与武昌的例子相似,民变后织造太监孙隆和当地巡抚曹时聘同时上奏万历汇报情况。孙隆的上疏言辞激烈,而曹的报告则详细地分析了民变的起因、经过和结果,并提出了一个解决问题的方案。与武昌的地方官员不同,曹在报告中避而不谈万历“新政”这一根本问题。他首先分析了苏州特殊的经济结构以及民变前那场水灾对经济的影响,然后强调了参随黄建节的种种舞弊行为如何恶化了局势,导致了民变的产生。曹在报告中明显暗示民变的参与者并无意挑战朝廷的权威,而葛成得以“一呼响应”主要是因为当地居民有着“轻心易动、好信讹言”的民俗。曹还强调了民变参与者只针对税官而不扰乱邻里的特点,并告知皇帝民变的主要头目葛成已经向当地政府自首。他在奏文中甚至还引用了葛成的供词,使皇帝相信这次民变确非真正意义上的谋反叛乱。曹时聘在奏文的结尾处还委婉指出,相比于苏州地区数百万的税收岁额,实在不值得为了所得才六万多的附加商税而破坏这个财赋重地的稳定。[19]

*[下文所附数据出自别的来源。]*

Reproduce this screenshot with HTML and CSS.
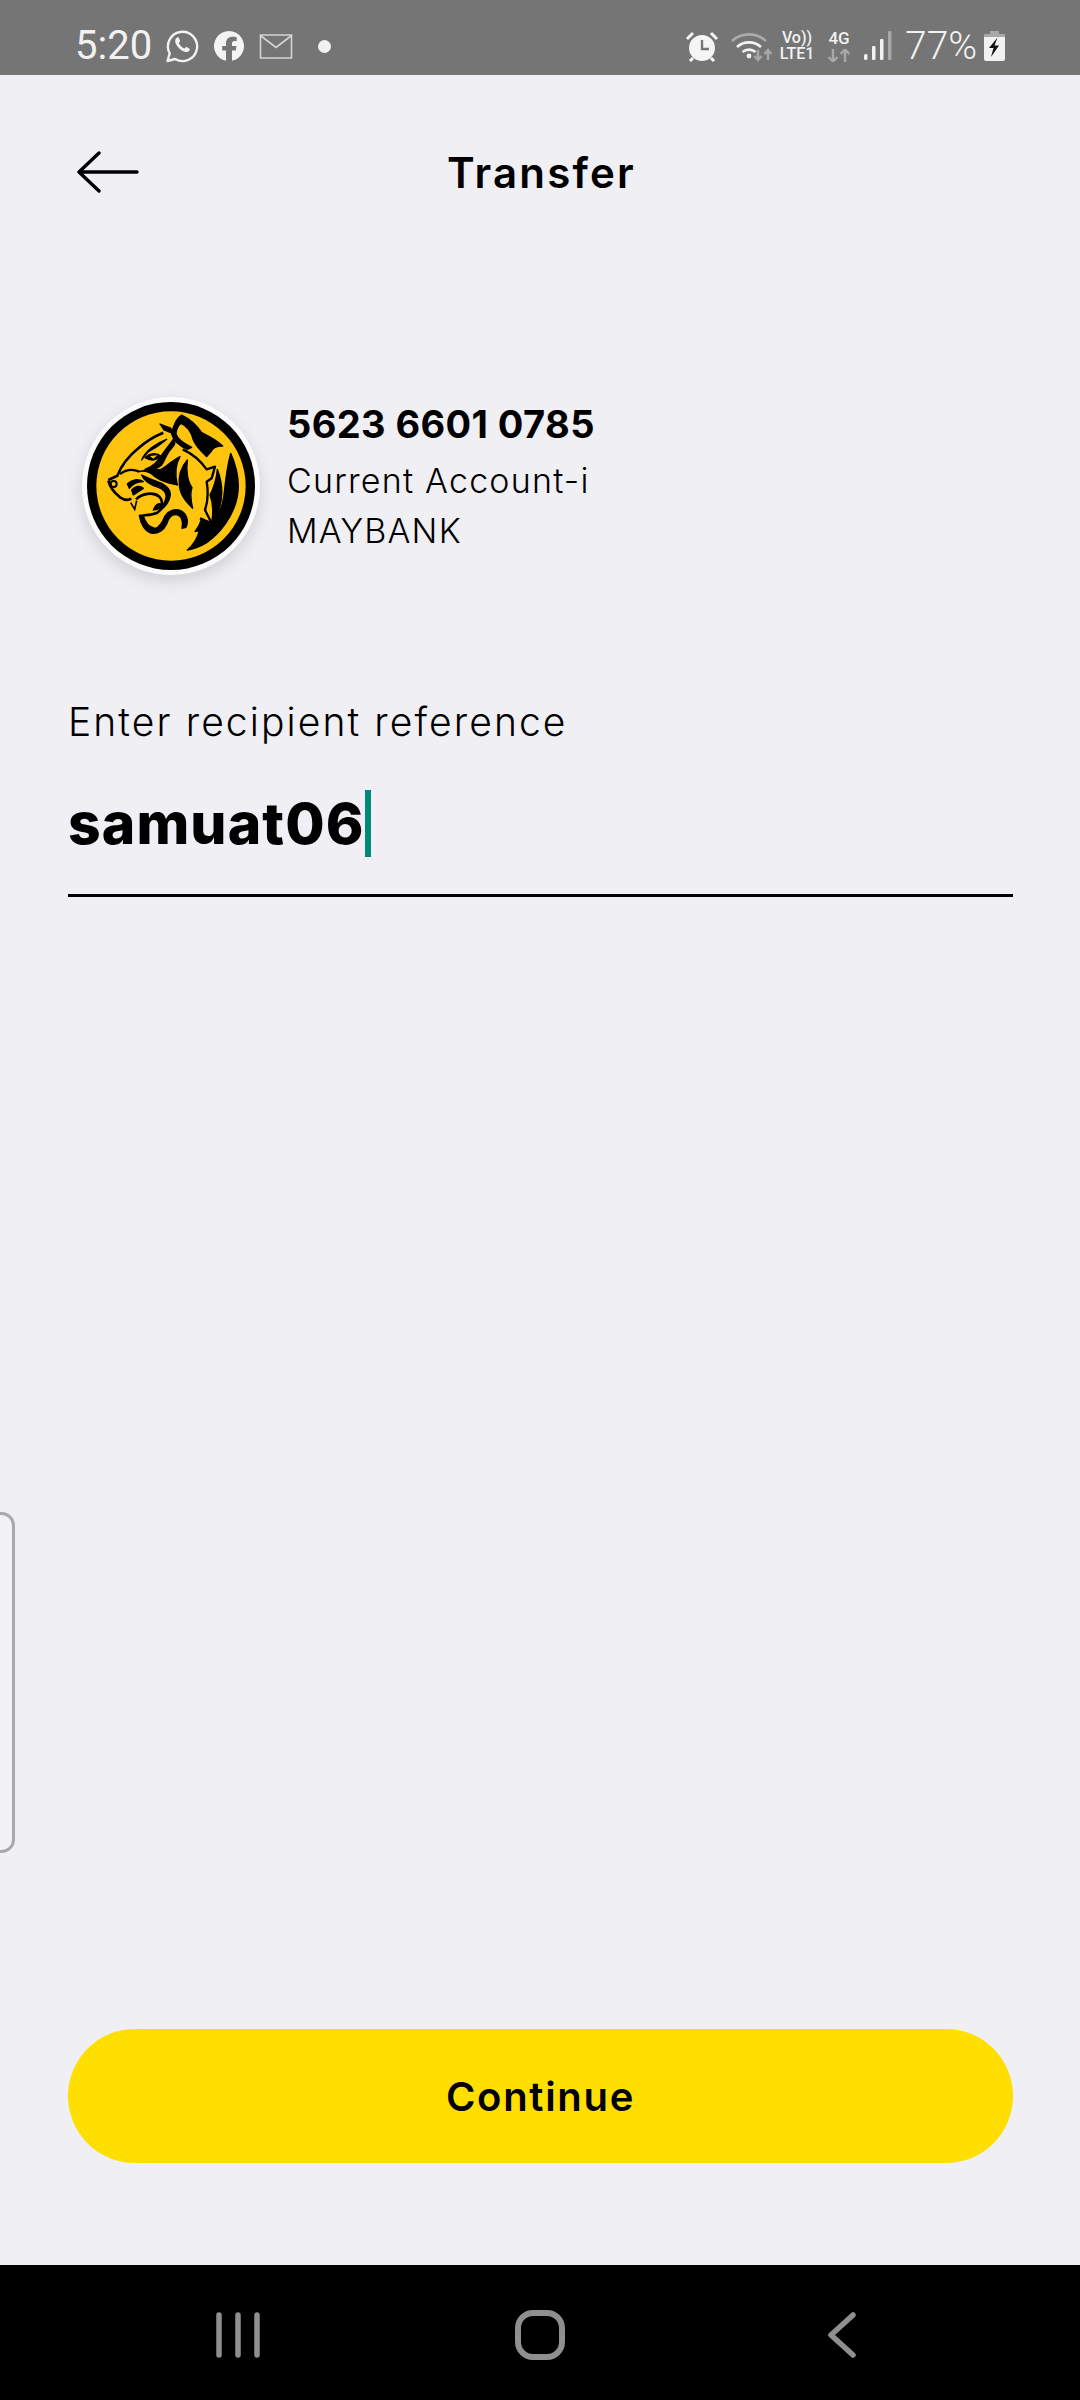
FILE: index.html
```html
<!DOCTYPE html>
<html lang="en">
<head>
<meta charset="utf-8">
<title>Transfer</title>
<link rel="stylesheet" href="styles.css">
</head>
<body>
<div class="screen">
  <div class="status">
    <div class="status-left">
      <span class="clock">5:20</span>
      <svg class="ic-wa" viewBox="0 0 33 34"><path d="M2 32l2.2-7.6A14.6 14.6 0 1 1 9.6 30z" fill="none" stroke="#f2f2f2" stroke-width="2.4" stroke-linejoin="round"/><path d="M11.5 8.5c-2.2 1.5-2.5 4-.8 7 2 3.6 5 6.3 8.3 7.3 2.8.8 4.8-.3 5.5-2.3.2-.6-3.2-2.7-3.8-2.5l-1.7 1.5c-2.3-.7-4.8-3.2-5.7-5.5l1.3-1.7c.2-.6-1.6-4.3-2.1-4.2z" fill="#f2f2f2"/></svg>
      <svg class="ic-fb" viewBox="0 0 30 30"><path d="M12 29.8A15 15 0 1 1 18 29.8V19.5h3.8l.7-4.4H18v-2.7c0-1.4.7-2.4 2.5-2.4h2.2V6.2c-6-1.2-10.5.2-10.7 6v2.9H8.2v4.4H12z" fill="#f4f4f4"/></svg>
      <svg class="ic-mail" viewBox="0 0 33 25"><path d="M1 1h31v23H1zM1.5 2l15 11.5L31.5 2" fill="none" stroke="#d4d4d4" stroke-width="1.6"/></svg>
      <span class="dot"></span>
    </div>
    <div class="status-right">
      <svg class="ic-alarm" viewBox="0 0 34 31"><circle cx="17" cy="17" r="13" fill="#f5f5f5"/><path d="M17 9v9h7" fill="none" stroke="#757575" stroke-width="2.4"/><path d="M2 8l6-6M32 8l-6-6M5 30l3-3M29 30l-3-3" stroke="#f5f5f5" stroke-width="3"/></svg>
      <svg class="ic-wifi" viewBox="0 0 42 31"><path d="M1 10a25 25 0 0 1 34 0" fill="none" stroke="#ababab" stroke-width="2.6"/><path d="M6 16a18 18 0 0 1 24 0M11.5 21a10 10 0 0 1 13 0" fill="none" stroke="#f2f2f2" stroke-width="2.6"/><circle cx="18" cy="25" r="2.4" fill="#f2f2f2"/><path d="M27 19v10M23.5 25l3.5 4 3.5-4M37 29V19M33.5 23l3.5-4 3.5 4" fill="none" stroke="#a8a8a8" stroke-width="2.4"/></svg>
      <div class="volte"><span>Vo))</span><span>LTE1</span></div>
      <div class="net">
        <span>4G</span>
        <svg class="ic-updown" viewBox="0 0 24 13"><path d="M6 0v12M1.5 8L6 12.5 10.5 8M18 13V1M13.5 5L18 .5 22.5 5" fill="none" stroke="#a8a8a8" stroke-width="2.4"/></svg>
      </div>
      <svg class="ic-signal" viewBox="0 0 28 30"><g fill="#f2f2f2"><rect x="0" y="23" width="3.5" height="6" rx="1.5"/><rect x="8" y="15" width="3.5" height="14" rx="1"/><rect x="16" y="8" width="3.5" height="21" rx="1"/></g><rect x="24" y="0" width="3.5" height="29" rx="1" fill="#a8a8a8"/></svg>
      <span class="pct">77%</span>
      <svg class="ic-batt" viewBox="0 0 21 30"><path d="M6 0h9v3h6v10H0V3h6z" fill="#a8a8a8"/><path d="M0 13h21v15a2 2 0 0 1-2 2H2a2 2 0 0 1-2-2z" fill="#f2f2f2"/><rect y="6" width="21" height="8" fill="#f2f2f2"/><path d="M13.5 6.5L5 17h4.5l-2.500 9 8-11.500h-4.500z" fill="#111"/></svg>
    </div>
  </div>

  <main class="main">
    <header class="topbar">
      <svg class="back" viewBox="0 0 62 42"><path d="M2 21h58M22 2L2 21l20 19" fill="none" stroke="#000" stroke-width="3.4" stroke-linecap="round" stroke-linejoin="round"/></svg>
      <h1 class="title">Transfer</h1>
      <span></span>
    </header>

    <section class="account">
      <div class="logo">
        <svg viewBox="-54 -39 534 534">
          <circle cx="213" cy="228" r="252" fill="#000"/>
          <circle cx="213" cy="228" r="224" fill="#fec40e"/>
          <path d="M25 210L52 197C65 165 90 135 115 115C140 92 165 78 190 68" fill="none" stroke="#000" stroke-width="8"/>
          <path d="M25 212C30 232 45 250 60 262C72 270 84 272 94 266" fill="none" stroke="#000" stroke-width="8"/>
          <circle cx="41" cy="222" r="9" fill="none" stroke="#000" stroke-width="6"/>
          <path d="M60 192C82 176 102 178 118 185" fill="none" stroke="#000" stroke-width="7"/>
          <path d="M248 118C275 130 300 150 320 178L345 170L335 205L320 215C325 245 322 280 315 300L335 340L300 325" fill="none" stroke="#000" stroke-width="7" stroke-linejoin="round"/>
          <path d="M108 268C125 250 160 245 178 260C192 275 188 295 172 308C155 315 135 315 118 318" fill="none" stroke="#000" stroke-width="8"/>
          <path d="M92 278L104 298L110 272" fill="none" stroke="#000" stroke-width="5"/>
          <g fill="#000" stroke="#000" stroke-width="4" stroke-linejoin="round">
            <path d="M180 42L212 54L218 70L192 60Z"/>
            <path d="M245 15C272 28 292 48 305 68C325 78 350 90 368 108C350 108 338 112 333 125L320 140C305 125 288 110 280 90C275 70 262 48 243 40C235 45 228 60 228 72C232 88 250 100 275 112L262 118C240 108 220 92 215 72C220 45 232 22 245 15Z"/>
            <path d="M392 130C410 170 420 215 412 260C400 320 360 370 320 398C300 410 280 418 262 420C280 405 292 385 298 362L285 365C295 352 302 338 305 325L330 345C355 320 368 290 372 255C376 215 380 175 392 130Z"/>
            <path d="M352 178C368 220 370 262 356 302C350 320 342 332 335 338C340 310 340 280 330 255C342 232 350 205 352 178Z"/>
            <path d="M262 150C245 170 235 195 238 225C240 255 258 275 278 295C272 270 270 250 276 232C262 215 258 180 262 150Z"/>
            <path d="M125 150C135 125 165 100 200 88C180 105 165 115 150 122C140 128 132 140 125 150Z"/>
            <path d="M135 143C150 128 172 128 182 138C172 150 155 155 135 143Z"/>
            <path d="M135 178C155 172 175 155 190 128L220 88C228 95 225 105 215 115C200 130 195 150 185 165C170 178 150 182 135 178Z"/>
            <path d="M118 185C130 180 150 185 165 200C185 215 210 220 232 225C225 195 225 165 240 140C210 155 195 175 182 178C165 180 140 178 118 185Z"/>
            <path d="M125 195C130 210 150 225 175 232C190 238 200 245 198 262C195 280 180 300 170 310C185 300 205 285 210 260C215 240 200 228 185 220C165 212 145 205 125 195Z"/>
            <path d="M82 222C95 208 115 205 130 215C115 215 100 220 88 235Z"/>
            <path d="M95 240C105 228 120 225 130 235L100 255Z"/>
            <path d="M160 300C165 285 175 278 185 282C182 292 175 300 160 300Z"/>
            <path d="M118 316L130 318C135 335 145 352 165 355C180 352 188 335 195 318C205 302 225 295 242 302C258 310 268 330 258 352L246 355C250 335 245 318 230 314C215 312 205 325 200 342C192 360 175 372 155 370C135 365 122 342 118 316Z"/>
          </g>
          <path d="M150 138L172 136L160 146Z" fill="#fec40e"/>
        </svg>
      </div>
      <div class="account-info">
        <div class="acc-no">5623 6601 0785</div>
        <div class="acc-line">Current Account-i</div>
        <div class="acc-line">MAYBANK</div>
      </div>
    </section>

    <section class="field">
      <label class="field-label">Enter recipient reference</label>
      <div class="field-input"><span class="field-value">samuat06</span><span class="caret"></span></div>
    </section>

    <div class="actions">
      <button class="continue" type="button">Continue</button>
    </div>
  </main>

  <nav class="navbar">
    <svg class="nav-recent" viewBox="0 0 44 46"><path d="M3 3v40M22 3v40M41 3v40" stroke="#8f8f8f" stroke-width="5.5" stroke-linecap="round"/></svg>
    <svg class="nav-home" viewBox="0 0 50 50"><rect x="3" y="3" width="44" height="44" rx="15" fill="none" stroke="#8f8f8f" stroke-width="6"/></svg>
    <svg class="nav-back" viewBox="0 0 28 46"><path d="M25 3L3 23l22 20" fill="none" stroke="#8f8f8f" stroke-width="5.5" stroke-linecap="round" stroke-linejoin="round"/></svg>
  </nav>

  <div class="edge-handle"></div>
</div>
</body>
</html>
```

FILE: styles.css
```css
* { box-sizing: border-box; }
html, body { margin: 0; padding: 0; }
body { font-family: Inter, "Open Sans", sans-serif; color: #000; background: #efeff4; }
svg { display: block; flex: none; }

.screen { position: relative; width: 1080px; height: 2400px; display: flex; flex-direction: column; overflow: hidden; }

.status { height: 75px; flex: none; background: #757575; display: flex; justify-content: space-between; align-items: center; padding: 17px 75px 0; color: #f2f2f2; }
.status-left, .status-right { display: flex; align-items: center; }
.clock { font-family: Roboto, sans-serif; font-size: 40px; line-height: 46px; width: 90px; }
.ic-wa { width: 34px; height: 34px; }
.ic-fb { width: 30px; height: 30px; margin-left: 15px; }
.ic-mail { width: 34px; height: 25px; margin-left: 15px; }
.dot { width: 13px; height: 13px; border-radius: 50%; background: #f2f2f2; margin-left: 25px; }
.ic-alarm { width: 34px; height: 31px; }
.ic-wifi { width: 42px; height: 31px; margin-left: 12px; }
.volte { width: 38px; margin-left: 5px; display: flex; flex-direction: column; align-items: center; font-family: Roboto, sans-serif; font-weight: 500; font-size: 16px; line-height: 16px; }
.net { width: 24px; margin-left: 11px; display: flex; flex-direction: column; align-items: center; gap: 3px; font-family: Roboto, sans-serif; font-weight: 500; font-size: 17px; line-height: 16px; }
.ic-updown { width: 24px; height: 13px; }
.ic-signal { width: 28px; height: 30px; margin-left: 13px; }
.pct { font-family: Roboto, sans-serif; font-weight: 300; font-size: 39px; line-height: 46px; margin-left: 13px; width: 79px; }
.ic-batt { width: 21px; height: 30px; }

.main { flex: 1; display: flex; flex-direction: column; }
.topbar { display: grid; grid-template-columns: 1fr auto 1fr; align-items: center; padding: 60px 68px 0 77px; height: 134px; }
.back { width: 62px; height: 42px; }
.title { margin: 0; font-size: 42px; font-weight: 600; line-height: 74px; letter-spacing: 2.2px; transform: translate(-3px, 1px); }

.account { display: flex; align-items: center; gap: 27px; margin: 188px 0 0 82px; }
.logo { width: 178px; height: 178px; border-radius: 50%; background: #fbfbfc; box-shadow: 0 6px 16px rgba(0,0,0,.13); }
.logo svg { width: 178px; height: 178px; }
.account-info { display: flex; flex-direction: column; margin-top: -25px; }
.acc-no { font-size: 38px; font-weight: 700; line-height: 64px; letter-spacing: .4px; }
.acc-line { font-size: 34px; font-weight: 300; line-height: 50px; letter-spacing: 1.2px; }

.field { margin: 122px 67px 0 68px; }
.field-label { display: block; font-size: 39px; font-weight: 300; line-height: 50px; letter-spacing: 2.1px; }
.field-input { display: flex; align-items: center; height: 150px; border-bottom: 3px solid #000; padding-top: 28px; padding-bottom: 22px; }
.field-value { font-size: 57px; font-weight: 800; line-height: 67px; letter-spacing: 1.1px; }
.caret { width: 6px; height: 67px; background: #00897b; }

.actions { margin-top: auto; padding: 0 67px 102px 68px; }
.continue { display: block; width: 100%; height: 134px; border: 0; border-radius: 67px; background: #ffdf00; color: #000; font-family: inherit; font-size: 40px; font-weight: 600; letter-spacing: 1.7px; }

.navbar { height: 135px; flex: none; background: #000; display: flex; align-items: center; padding: 5px 0 0 216px; }
.nav-recent { width: 44px; height: 46px; }
.nav-home { width: 50px; height: 50px; margin-left: 255px; }
.nav-back { width: 28px; height: 46px; margin-left: 263px; }

.edge-handle { position: absolute; left: -12px; top: 1512px; width: 27px; height: 341px; border: 3px solid #a9a9a9; border-radius: 14px; background: #f2f2f5; }
```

此后许多驻京高级官员也向皇帝表述了淡化解决苏州民变的好处。户部尚书赵世卿等诸多朝中高官联名上疏,希望皇帝注意苏州等地区的稳定问题(参见文秉,1976,p.366)。这些奏疏的语气温和、观点务实,促使万历在巡抚和税监的报告之间做出了偏向巡抚的选择,而没有将它们视作科道官员反对自己“新政”的政治阴谋。万历于是颁布了一道上谕,要求只追查葛成等民变组织者的责任,并且要求当地政府严厉追究那些已经被捕的税务委官的贪赃枉法行为。地方官员对这道圣旨做出了倾向性的解读——葛成等人在监狱里被加以礼遇,而那些税官则被判处死刑,成为了政府平息民愤的牺牲品。